[CentOS-devel] What to do with SCLo SIG content that is EOL

Trevor Hemsley trevor.hemsley at ntlworld.com
Fri Oct 13 11:55:29 UTC 2017

On 13/10/17 12:49, Pavel Valena wrote:
> ----- Original Message -----
>> From: "Honza Horak" <hhorak at redhat.com>
>> To: "The CentOS developers mailing list." <centos-devel at centos.org>
>> Sent: Thursday, October 12, 2017 8:23:29 PM
>> Subject: [CentOS-devel] What to do with SCLo SIG content that is EOL
>> We discussed this on last SCLo SIG sync-up meeting -- unlike packages
>> from CentOS base, SCL packages are not moving to Vault repos at this
>> point, although some of them are already EOL and not getting any
>> updates. A question was raised whether such packages should be moved to
>> Vault.
>> Comparing to CentOS base packages, SCL is different in packages naming
>> -- version of the stack is part of the package name. That means, that
>> once e.g. devtoolset-3 got EOL, yum won't update them ever, even though
>> there are some newer versions available (those use different name though)..
>> Moving such packages from mirrors to Vault would basically mean some
>> setups will get broken for users.
>> It's understandable, that some users are still fine using EOL packages,
>> but they would need to change repos to the Vault url.
>> What do you think -- should we start moving EOL SCLs into Vault? How big
>> problem would that be for you?
> Do I understand it correctly that it'll be impossible to install the package in case it's moved to Vault? Isn't that actually what we want?
> Random thought: what about using Obsoletes (for EOL only)?

I think it should be the same process used for EOL CentOS releases.
Content should be moved to vault and made as difficult to get to as
possible while still allowing it to be accessed if really needed.
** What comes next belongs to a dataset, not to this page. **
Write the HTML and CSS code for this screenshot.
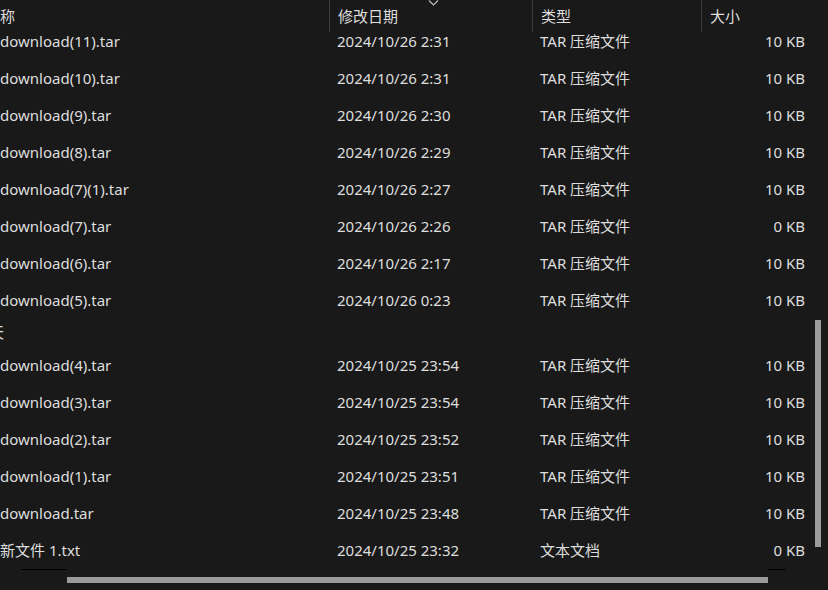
FILE: index.html
```html
<!DOCTYPE html>
<html lang="zh-CN">
<head>
<meta charset="utf-8">
<title>文件列表</title>
<link rel="stylesheet" href="styles.css">
</head>
<body>
<div class="view">
  <div class="header">
    <div class="hcell name">称</div>
    <div class="hcell date">修改日期
      <svg class="sort" width="11" height="6" viewBox="0 0 11 6"><path d="M1 0.5 L5.5 5 L10 0.5" fill="none" stroke="#bdbdbd" stroke-width="1.2"/></svg>
    </div>
    <div class="hcell type">类型</div>
    <div class="hcell size">大小</div>
  </div>
  <div class="list">
    <div class="row"><span class="c name">download(11).tar</span><span class="c date">2024/10/26 2:31</span><span class="c type">TAR 压缩文件</span><span class="c size">10 KB</span></div>
    <div class="row"><span class="c name">download(10).tar</span><span class="c date">2024/10/26 2:31</span><span class="c type">TAR 压缩文件</span><span class="c size">10 KB</span></div>
    <div class="row"><span class="c name">download(9).tar</span><span class="c date">2024/10/26 2:30</span><span class="c type">TAR 压缩文件</span><span class="c size">10 KB</span></div>
    <div class="row"><span class="c name">download(8).tar</span><span class="c date">2024/10/26 2:29</span><span class="c type">TAR 压缩文件</span><span class="c size">10 KB</span></div>
    <div class="row"><span class="c name">download(7)(1).tar</span><span class="c date">2024/10/26 2:27</span><span class="c type">TAR 压缩文件</span><span class="c size">10 KB</span></div>
    <div class="row"><span class="c name">download(7).tar</span><span class="c date">2024/10/26 2:26</span><span class="c type">TAR 压缩文件</span><span class="c size">0 KB</span></div>
    <div class="row"><span class="c name">download(6).tar</span><span class="c date">2024/10/26 2:17</span><span class="c type">TAR 压缩文件</span><span class="c size">10 KB</span></div>
    <div class="row"><span class="c name">download(5).tar</span><span class="c date">2024/10/26 0:23</span><span class="c type">TAR 压缩文件</span><span class="c size">10 KB</span></div>
    <div class="group">昨天</div>
    <div class="row"><span class="c name">download(4).tar</span><span class="c date">2024/10/25 23:54</span><span class="c type">TAR 压缩文件</span><span class="c size">10 KB</span></div>
    <div class="row"><span class="c name">download(3).tar</span><span class="c date">2024/10/25 23:54</span><span class="c type">TAR 压缩文件</span><span class="c size">10 KB</span></div>
    <div class="row"><span class="c name">download(2).tar</span><span class="c date">2024/10/25 23:52</span><span class="c type">TAR 压缩文件</span><span class="c size">10 KB</span></div>
    <div class="row"><span class="c name">download(1).tar</span><span class="c date">2024/10/25 23:51</span><span class="c type">TAR 压缩文件</span><span class="c size">10 KB</span></div>
    <div class="row"><span class="c name">download.tar</span><span class="c date">2024/10/25 23:48</span><span class="c type">TAR 压缩文件</span><span class="c size">10 KB</span></div>
    <div class="row"><span class="c name">新文件 1.txt</span><span class="c date">2024/10/25 23:32</span><span class="c type">文本文档</span><span class="c size">0 KB</span></div>
  </div>
  <div class="hbar-area">
    <div class="mark left"></div>
    <div class="hthumb"></div>
    <div class="mark right"></div>
  </div>
  <div class="vthumb"></div>
</div>
</body>
</html>
```
FILE: styles.css
```css
html, body {
  margin: 0;
  padding: 0;
  background: #191919;
  width: 828px;
  height: 590px;
  overflow: hidden;
}
.view {
  position: relative;
  width: 828px;
  height: 590px;
  color: #dedede;
  font-family: "Noto Sans", "Noto Sans CJK SC", sans-serif;
  font-size: 15px;
}
.header {
  display: grid;
  grid-template-columns: 329px 203px 169px 127px;
  height: 32px;
  margin-bottom: -10px;
  position: relative;
  z-index: 1;
}
.hcell {
  line-height: 32px;
  padding-left: 8px;
  border-left: 1px solid #3c3c3c;
  box-sizing: border-box;
  position: relative;
  white-space: nowrap;
}
.hcell.name {
  border-left: none;
  padding-left: 0;
}
.sort {
  position: absolute;
  left: 98px;
  top: 0;
}
.list {
  display: flex;
  flex-direction: column;
}
.row {
  display: grid;
  grid-template-columns: 329px 203px 169px 104px;
  height: 37px;
  line-height: 20px;
  align-items: center;
  white-space: nowrap;
}
.c.date, .c.type {
  padding-left: 8px;
}
.c.size {
  text-align: right;
}
.group {
  height: 28px;
  line-height: 28px;
  margin-left: -26px;
}
.hbar-area {
  position: absolute;
  left: 0;
  top: 568px;
  width: 828px;
  height: 16px;
}
.mark {
  position: absolute;
  top: 1px;
  height: 1px;
  background: #000;
}
.mark.left { left: 21px; width: 46px; }
.mark.right { left: 768px; width: 18px; }
.hthumb {
  position: absolute;
  left: 67px;
  top: 9px;
  width: 701px;
  height: 6px;
  background: #9b9b9b;
}
.vthumb {
  position: absolute;
  left: 815px;
  top: 320px;
  width: 6px;
  height: 227px;
  background: #9b9b9b;
}
```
We shouldn't facilitate easy use of EOL and possibly insecure software
packages.  Ideally that move should be done when the SCL goes EOL not
waiting for the next point release of the CentOS version it goes along
with. That could mean a whole year (7.2 -> 7.3 was exactly a year) where
potentially insecure software was available for easy installation. Or in
a worse case, if it was for CentOS 6, will we ever see a 6.10 in which
case waiting for the next point release will never happen.